While the assumption of a specific out-distribution seems limiting, it is very nice to have mathematically proven guarantees for classifier confidences.

### Learning with small data, learning representations

Research on how to make deep learning generalise in the face of small datasets has reached a new peak in the last few years. Representation learning, self-supervised learning and meta learning are very popular topics, especially given recent breakthroughs in NLP by models such as BERT, and so ICLR also had a good representation (ha) of papers on these topics.

Current meta-learning approaches are often limited to the few-shot setting, where a model is only updated a few times on a task before it is used to make predictions (e.g. MAML [1], [2]. WarpGrad aims to extend the applicability of meta learning to settings where more adaptation might be needed. Instead of directly learning an update rule for gradient descent, or a model initialisation from which training on a new task should start, it introduces so-called warp layers that essentially transform the optimisation landscape itself. The warp layer parameters can then be meta-learned so that normal SGD methods can more easily converge to good solutions.

For representation learning, Gradients as Features for Deep Representation Learning add another trainable output layer to pre-trained networks that operates on the network’s gradients, in addition to the usual linear output layer that is used to process intermediate activations from the pre-trained network.

In A Mutual Information Maximization Perspective of Language Representation Learning, authors gain very interesting theoretical insight that commonly used representation learning techniques, such as Deep InfoMax or BERT, while not similar at first glance, all end up optimising a version of a common objective that maximises the mutual information between different parts of the input. This paper might turn out to be critical in developing self-supervised learning techniques that work reliably across different input domains (such as text, audio and video).

A critical analysis of self-supervision, or what we can learn from a single image investigates what current computer vision models can learn from very few (even just single) images under current self-supervision techniques, when strong data augmentation is used. The results are quite concerning: Self-supervision techniques currently can not rival standard supervised training even if millions of unlabelled images are used for self-supervision. Also, similar performance with self-supervision can be reached even when using a single image under heavy data augmentation, as this is sufficient to for early network layers to pick up on low-level statistics of natural images. It seems that self-supervision at the moment suffers from the unsolved problem of finding optimisation objectives that actually encourage modelling high-level, semantically meaningful properties of the input.

### Audio processing

Due to my background in audio processing, I wanted to specifically highlight two audio related papers.

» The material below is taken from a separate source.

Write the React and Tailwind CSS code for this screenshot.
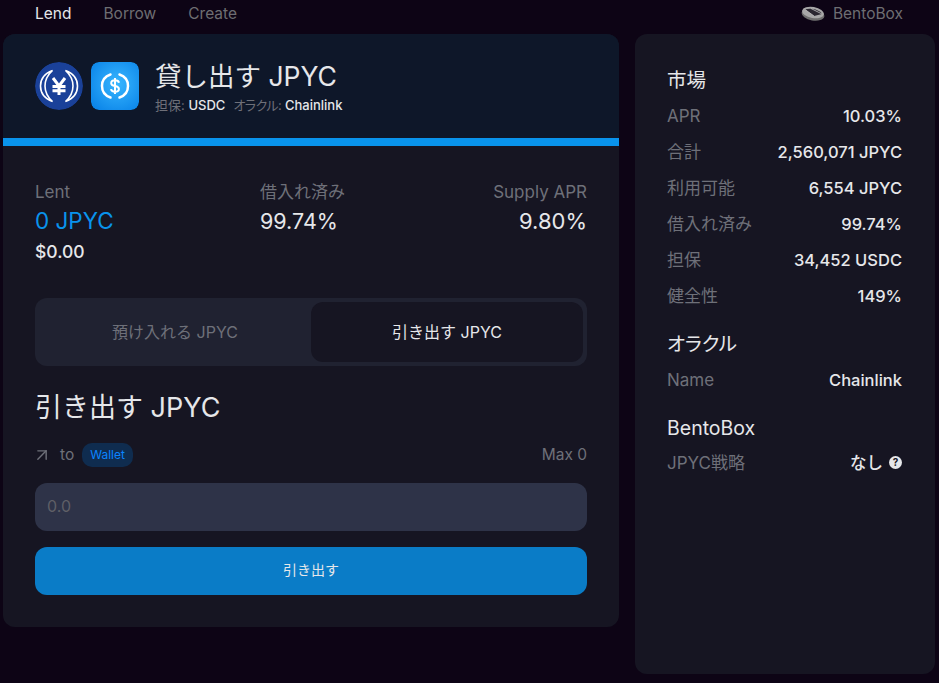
import React from 'react';
import { ArrowUpRight } from 'lucide-react';

const font = 'font-["Inter","Noto_Sans_CJK_JP",sans-serif]';

const JpycIcon = () => (
  <svg width="48" height="48" viewBox="0 0 48 48" className="rounded-full shrink-0">
    <circle cx="24" cy="24" r="24" fill="#1a4199" />
    <path d="M17.500 8.500C9.500 11.500 5.500 17.500 5.500 24C5.500 30.500 9.500 36.500 17.500 39.500C12.500 35 10 30 10 24C10 18 12.500 13 17.500 8.500Z" fill="none" stroke="#fff" strokeWidth="1.600" />
    <path d="M30.500 8.500C38.500 11.500 42.500 17.500 42.500 24C42.500 30.500 38.500 36.500 30.500 39.500C35.500 35 38 30 38 24C38 18 35.500 13 30.500 8.500Z" fill="none" stroke="#fff" strokeWidth="1.600" />
    <path d="M18 16L24 24L30 16M24 24V33M17.500 24.500H30.500M17.500 28.800H30.500" fill="none" stroke="#fff" strokeWidth="3" />
  </svg>
);

const UsdcIcon = () => (
  <svg width="48" height="48" viewBox="0 0 48 48" className="rounded-lg shrink-0">
    <defs>
      <radialGradient id="usdcBg" cx="55%" cy="45%" r="70%">
        <stop offset="0%" stopColor="#38b6ff" />
        <stop offset="100%" stopColor="#0a84e8" />
      </radialGradient>
    </defs>
    <rect width="48" height="48" rx="8" fill="url(#usdcBg)" />
    <path d="M19.500 12.500C14.500 14.200 11 18.500 11 24C11 29.500 14.500 33.800 19.500 35.500" fill="none" stroke="#fff" strokeWidth="2.500" strokeLinecap="round" />
    <path d="M28.500 12.500C33.500 14.200 37 18.500 37 24C37 29.500 33.500 33.800 28.500 35.500" fill="none" stroke="#fff" strokeWidth="2.500" strokeLinecap="round" />
    <path d="M28 20.800C27.600 19 26.200 18.300 24 18.300C21.800 18.300 20.200 19.400 20.200 21.200C20.200 23 21.800 23.600 24 24C26.200 24.400 27.900 25 27.900 26.900C27.900 28.700 26.200 29.700 24 29.700C21.800 29.700 20.300 28.800 20 27.100M24 16V32" fill="none" stroke="#fff" strokeWidth="2" />
  </svg>
);

const BentoLogo = () => (
  <svg width="24" height="15" viewBox="0 0 24 15" className="shrink-0">
    <ellipse cx="12" cy="8.500" rx="11.500" ry="6" fill="#6f6f6f" transform="rotate(10 12 8.500)" />
    <ellipse cx="12" cy="6.500" rx="11" ry="5.500" fill="#a8a8a8" transform="rotate(10 12 6.500)" />
    <path d="M4 3.500L13 10L21 8C19 3.500 9 1.500 4 3.500Z" fill="#2a2730" />
    <path d="M4 3.500L13 10M10 2.500L21 8" stroke="#c4c4c4" strokeWidth="0.800" fill="none" />
  </svg>
);

const Stat = ({ label, value }) => (
  <div className="flex justify-between items-center h-6">
    <div className="pt-0.5 text-[17px] text-[#6e7079]">{label}</div>
    <div className="text-[16.5px] text-[#e6e7ea] font-medium">{value}</div>
  </div>
);

export default function App() {
  return (
    <div className={`w-[939px] h-[683px] overflow-hidden bg-[#0d0415] ${font}`}>
      {/* nav */}
      <div className="flex justify-between items-center h-[34px] pb-[7px] pl-[35px] pr-[36px]">
        <div className="flex gap-8 text-[15.5px]">
          <span className="text-[#e6e7ea]">Lend</span>
          <span className="text-[#6e6e72]">Borrow</span>
          <span className="text-[#6e6e72]">Create</span>
        </div>
        <div className="flex items-center gap-2 text-[15.5px] text-[#6e6e72]">
          <BentoLogo />
          BentoBox
        </div>
      </div>

      <div className="flex items-start pl-[3px] gap-4">
        {/* left panel */}
        <div className="w-[616px] h-[593px] rounded-xl bg-[#161522] overflow-hidden">
          <div className="h-[104px] bg-[#0e1729] flex items-center gap-2 pl-8">
            <div className="flex gap-2">
              <JpycIcon />
              <UsdcIcon />
            </div>
            <div className="ml-2 flex flex-col">
              <div className="text-[26.5px] leading-8 text-[#e6e7ea]">貸し出す JPYC</div>
              <div className="text-[13px] leading-4 mt-[5px] text-[#6e7079] [font-feature-settings:'palt']">
                担保: <span className="text-[#e6e7ea] font-medium mr-2">USDC</span>
                <span className="tracking-[-0.5px]">オラクル:</span> <span className="text-[#e6e7ea] font-medium">Chainlink</span>
              </div>
            </div>
          </div>
          <div className="h-2 bg-[#0993ec]" />

          <div className="px-8">
            <div className="grid grid-cols-[225px_1fr_1fr] pt-[34px] h-[152px]">
              <div>
                <div className="text-[17px] leading-6 text-[#6e7079]">Lent</div>
                <div className="text-[22.5px] leading-8 mt-px text-[#0993ec]">0 JPYC</div>
                <div className="text-[17.5px] leading-6 mt-[3px] text-[#e6e7ea] font-medium">$0.00</div>
              </div>
              <div>
                <div className="text-[17px] leading-6 text-[#6e7079]">借入れ済み</div>
                <div className="text-[21.5px] leading-8 mt-px text-[#e6e7ea]">99.74%</div>
              </div>
              <div className="text-right">
                <div className="text-[17px] leading-6 text-[#6e7079]">Supply APR</div>
                <div className="text-[22px] leading-8 mt-px text-[#e6e7ea]">9.80%</div>
              </div>
            </div>

            <div className="grid grid-cols-2 h-[68px] rounded-xl bg-[#202231] p-1 text-base">
              <div className="flex items-center justify-center text-[#6e7079]">預け入れる JPYC</div>
              <div className="flex items-center justify-center rounded-xl bg-[#161522] text-[#e6e7ea]">引き出す JPYC</div>
            </div>

            <div className="mt-[22px] text-[27px] leading-10 text-[#e6e7ea]">引き出す JPYC</div>

            <div className="mt-[15px] h-6 flex justify-between items-center text-[15.5px] text-[#6e7079]">
              <div className="flex items-center gap-2">
                <ArrowUpRight size={20} strokeWidth={1.7} className="-ml-[3px] -my-1" />
                <span>to</span>
                <span className="h-6 px-2 rounded-[10px] bg-[#0f2c4f] text-[#0a84ff] text-xs flex items-center">Wallet</span>
              </div>
              <span>Max 0</span>
            </div>

            <div className="mt-4 h-12 pb-0.5 rounded-xl bg-[#2e3348] flex items-center px-3 text-base text-[#5f5f66]">0.0</div>
            <div className="mt-4 h-12 pb-0.5 rounded-xl bg-[#0a7cc7] flex items-center justify-center text-sm text-[#e6e7ea]">引き出す</div>
          </div>
        </div>

        {/* right panel */}
        <div className="w-[300px] h-[640px] rounded-xl bg-[#161522] pt-8 pl-8 pr-[33px]">
          <div className="text-[19.5px] leading-7 text-[#e6e7ea]">市場</div>
          <div className="mt-2.5 flex flex-col gap-3">
            <Stat label="APR" value="10.03%" />
            <Stat label="合計" value="2,560,071 JPYC" />
            <Stat label="利用可能" value="6,554 JPYC" />
            <Stat label="借入れ済み" value="99.74%" />
            <Stat label="担保" value="34,452 USDC" />
            <Stat label="健全性" value="149%" />
          </div>
          <div className="mt-[22px] text-[19.5px] leading-7 text-[#e6e7ea] [font-feature-settings:'palt']">オラクル</div>
          <div className="mt-2.5"><Stat label="Name" value="Chainlink" /></div>
          <div className="mt-[22px] text-[19.5px] leading-7 text-[#e6e7ea]">BentoBox</div>
          <div className="mt-[9px] flex justify-between items-center h-6">
            <div className="pt-0.5 text-[17px] text-[#6e7079]">JPYC戦略</div>
            <div className="flex items-center gap-1.5 text-[16.5px] text-[#e6e7ea] font-medium">
              なし
              <span className="w-[13px] h-[13px] rounded-full bg-[#e6e7ea] text-[#161522] text-[10px] font-bold leading-none flex items-center justify-center mb-0.5">?</span>
            </div>
          </div>
        </div>
      </div>
    </div>
  );
}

In Deep Audio Priors, authors propose a new convolution kernel for audio spectrograms. They correctly note that using normal convolutions is well motivated for images, where nearby pixels are strongly correlated. For spectrograms, this also applies to the time dimension, but not to the frequency dimension, where one can find strong dependencies across the whole frequency band. In particular, many sound sources are harmonic, meaning they are comprised of a sine wave with a certain base frequency (fundamental frequency), accompanied by additional sine waves at frequencies which are multiples of the base frequency (caled harmonics). Authors change convolution kernels to reflect this to obtain “harmonic convolution”, which are assigned to attend to a certain base frequency in addition to frequency bins representing the harmonics. Experiments in audio source separation and audio denoising show improved performance over spectrogram-based U-Nets and Wave-U-Net, indicating that such convolutions provide a more suitable “audio prior”.

DDSP - Differentiable Digital Signal Processing This paper integrates many tools from traditional signal processing, such as synthesisers, with deep learning to gain the benefits of both - DSP provides useful building blocks that can realise complicated audio transformations with just a few control parameters, thereby bringing a lot of prior knowledge to bear on the problem at hand, while deep learning can flexibly learn the desired transformation based on the available training data. This can be especially useful for small data scenarios, where DSP tools are not flexible enough and can not make use of the data to improve results, and where standard deep learning models fail since they require much more data since they have to learn everything from scratch.

### A final note on transformer efficiency

There was lots of work trying to make transformer models more computationally efficient [1][2][3], since they have a computational complexity of $O(N^2)$ for sequence inputs of length $N$. This is encouraging to see – while their application was mostly limited to processing a few sentences at a time in the domain of NLP, this might allow for modelling long sequences such as audio signals and other time series data.